How do you prove that Q+Con(PA) can't be interpreted in ACA_0?

The theory $\mathrm{ACA}_0$ is not reflexive (because it is finitely axiomatisable and cannot prove its own consistency). So how, if at all, is it possible to prove that $\mathrm{Q+Con(PA)}$ cannot be interpreted in $\mathrm{ACA}_0$?

(I am assuming that for an interpretation of the second-order language of arithmetic, the domain of the number variables must be interpreted to be a set of numbers which is definable without parameters.)

Edit: I believe this is the answer. Because $\mathrm{ACA}_0$ can prove the $\Sigma^{0}_{1}$-completeness of $\mathrm{Q}$. So if the relativisation of $\mathrm{Q+Con(PA)}$ to some definable class model of $\mathrm{Q}$ were provable in $\mathrm{ACA}_0$, then $\mathrm{Con(PA)}$ would also be provable in $\mathrm{ACA}_0$, but this is impossible by Gödel's second incompleteness theorem.
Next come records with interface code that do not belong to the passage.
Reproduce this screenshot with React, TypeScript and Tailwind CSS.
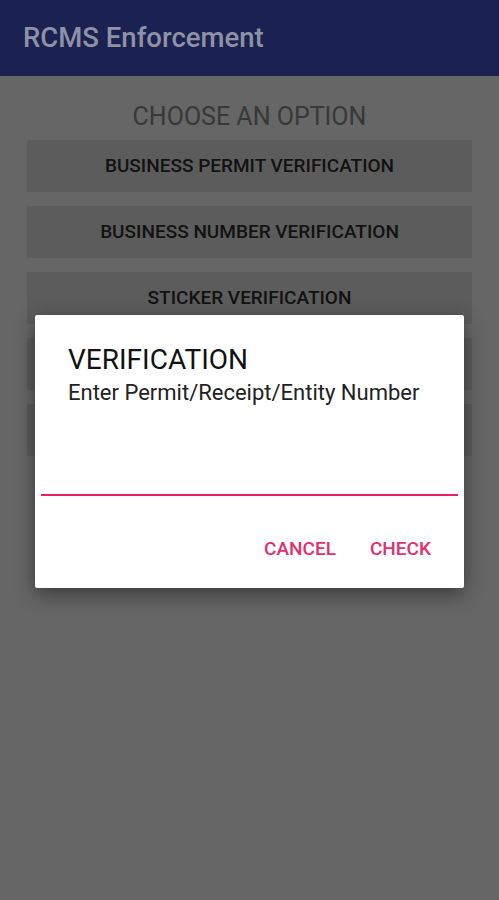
const options = [
  "BUSINESS PERMIT VERIFICATION",
  "BUSINESS NUMBER VERIFICATION",
  "STICKER VERIFICATION",
  "",
  "",
];

export default function App() {
  return (
    <div className="relative h-[900px] w-full overflow-hidden bg-[#666666] font-['Roboto',sans-serif]">
      <header className="flex h-[76px] items-center bg-[#1b2150] px-[23px]">
        <h1 className="text-[27.5px] font-medium leading-none text-[#8e92a6]">
          RCMS Enforcement
        </h1>
      </header>

      <main className="flex flex-col px-[27px] pt-[22px]">
        <p className="text-center text-[25px] leading-[38px] text-[#383838]">
          CHOOSE AN OPTION
        </p>
        <div className="mt-[4px] flex flex-col gap-[14px]">
          {options.map((o, i) => (
            <div
              key={i}
              className="flex h-[52px] items-center justify-center rounded-[2px] bg-[#5c5c5c] text-[19px] font-medium text-[#121212]"
            >
              {o}
            </div>
          ))}
        </div>
      </main>

      {/* dialog */}
      <div className="absolute left-[35px] top-[315px] flex h-[273px] w-[429px] flex-col rounded-[2px] bg-white shadow-[0_6px_20px_rgba(0,0,0,0.45)]">
        <div className="px-[33px] pt-[30px]">
          <h2 className="text-[28px] leading-[30px] text-[#121212]">VERIFICATION</h2>
          <p className="mt-[5px] text-[22px] leading-[26px] text-[#222222]">
            Enter Permit/Receipt/Entity Number
          </p>
        </div>
        <div className="mx-[6px] mt-[88px] h-[2px] bg-[#e91e63]" />
        <div className="mt-auto flex justify-end gap-[34px] pb-[28px] pr-[33px] text-[19px] font-medium leading-[22px] text-[#e0306f]">
          <button>CANCEL</button>
          <button>CHECK</button>
        </div>
      </div>
    </div>
  );
}
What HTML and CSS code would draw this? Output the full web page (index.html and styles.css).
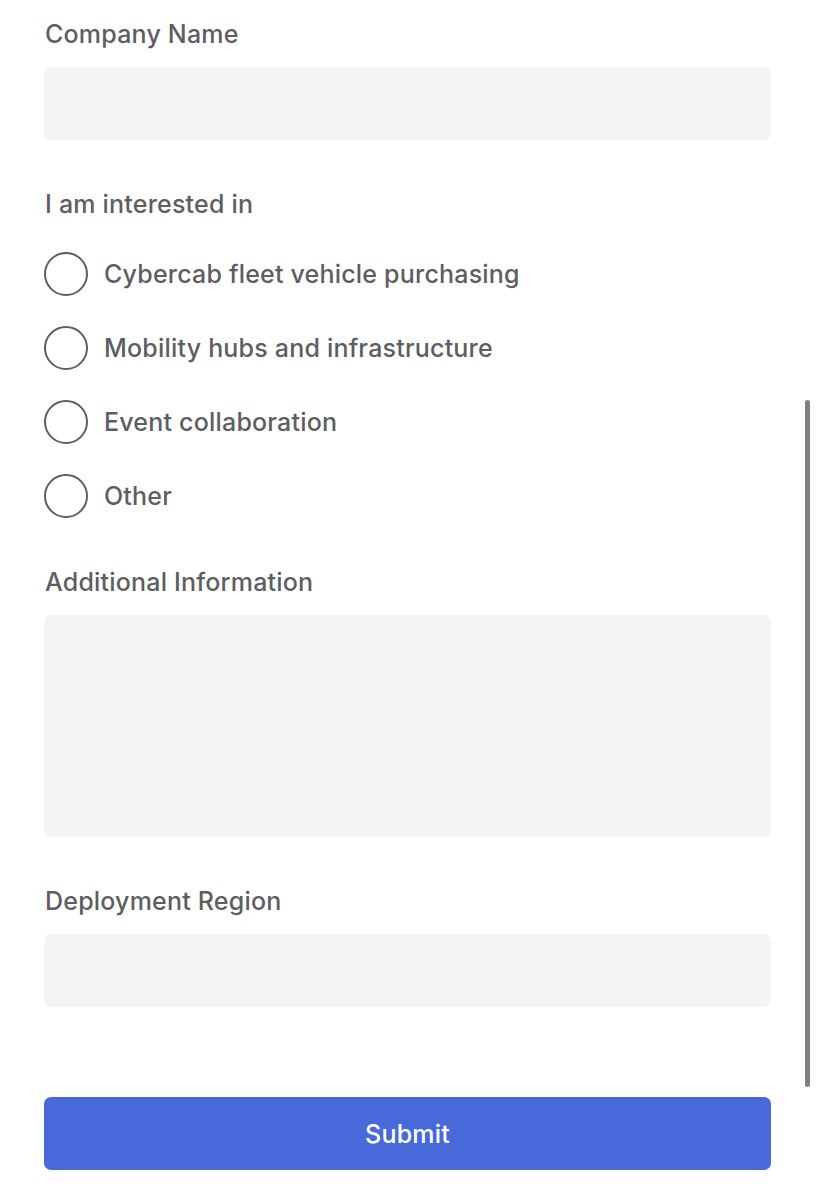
FILE: index.html
```html
<!DOCTYPE html>
<html lang="en">
<head>
    <meta charset="UTF-8">
    <meta name="viewport" content="width=device-width, initial-scale=1.0">
    <title>Contact</title>
    <link rel="stylesheet" href="styles.css">
</head>
<body>
    <form class="formulario">
        <div class="campo">
            <label class="rotulo">Company Name</label>
            <input type="text" class="entrada">
        </div>

        <div class="campo">
            <div class="rotulo">I am interested in</div>
            <div class="opcoes">
                <label class="opcao"><span class="radio"></span>Cybercab fleet vehicle purchasing</label>
                <label class="opcao"><span class="radio"></span>Mobility hubs and infrastructure</label>
                <label class="opcao"><span class="radio"></span>Event collaboration</label>
                <label class="opcao"><span class="radio"></span>Other</label>
            </div>
        </div>

        <div class="campo">
            <label class="rotulo">Additional Information</label>
            <textarea class="entrada area"></textarea>
        </div>

        <div class="campo">
            <label class="rotulo">Deployment Region</label>
            <input type="text" class="entrada">
        </div>

        <button type="button" class="enviar">Submit</button>
    </form>

    <div class="barra"></div>
</body>
</html>
```

FILE: styles.css
```css
body {
    margin: 0;
    background: #fff;
    font-family: Inter, "Noto Sans", sans-serif;
    color: #5c5e62;
}

.formulario {
    width: 727px;
    padding: 18px 0 0 44px;
}

.campo {
    margin-bottom: 48px;
}

.rotulo {
    display: block;
    font-size: 25px;
    font-weight: 500;
    letter-spacing: 0.2px;
    line-height: 32px;
    padding-left: 1px;
    margin-bottom: 17px;
}

.entrada {
    display: block;
    box-sizing: border-box;
    width: 100%;
    height: 73px;
    border: none;
    border-radius: 7px;
    background: #f4f4f4;
    margin: 0;
}

.area {
    height: 222px;
    resize: none;
}

.opcoes {
    display: flex;
    flex-direction: column;
    gap: 30px;
    padding-top: 15px;
}

.opcao {
    display: flex;
    align-items: center;
    gap: 16px;
    font-size: 25px;
    font-weight: 500;
    letter-spacing: 0.2px;
    height: 44px;
}

.radio {
    box-sizing: border-box;
    width: 44px;
    height: 44px;
    border: 2px solid #5c5e62;
    border-radius: 50%;
}

.enviar {
    display: block;
    width: 100%;
    height: 73px;
    margin-top: 90px;
    border: none;
    border-radius: 7px;
    background: #4769d9;
    color: #fff;
    font-family: Inter, "Noto Sans", sans-serif;
    font-size: 25px;
    font-weight: 500;
    letter-spacing: 0.2px;
}

.barra {
    position: absolute;
    top: 400px;
    left: 805px;
    width: 5px;
    height: 687px;
    border-radius: 3px;
    background: #808080;
}
```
Is this correct?

Firstly, your proposed reasoning does not work since $Con(PA)$ is a $\Pi^0_1$ statement.

Secondly, your parenthetical assumption is not in accordance with the general meaning of interpretations, and the result is provable without this assumption.

The fact that $Q + Con(PA)$ is not interpretable in $ACA_0$ is a consequence of a deep result of Pavel Pudlák.

To establish the failure of interpretabilty, one first shows that if $ACA_0$ interprets a model of $Q+Con(PA)$, then $ACA_0$ will be able to define a cut (i.e., a set of numbers containing $0$ and closed under successors) that is a model of $Con(PA)$. This part follows from the fact that for any two interpretations of $Q$ in $ACA_0$, $ACA_0$ can define cuts $A$ and $B$ in each interpretation, and an isomorphism between $A$ and $B$.

However, $ACA_0$ "knows" that $Con(PA)$ iff $Con(ACA_0)$, since this equiconsistency is already provable in a fragment of $PA$, namely superexponential arithmetic (as explained in this post by Emil Jeřábek).

Then, and here is the hard part of the argument, one invokes the theorem, established by Pudlák , that no sequential theory containing $Q$ can prove its own consistency on a definable cut. This result of Pudlák is a generalization of Gödel's second incompleteness theorem, and appears as Theorem 2.1 of the following paper:

P. Pudlák, Cuts, consistency statements, and interpretations, Journal of Symbolic Logic, 1985 (pp.423-441).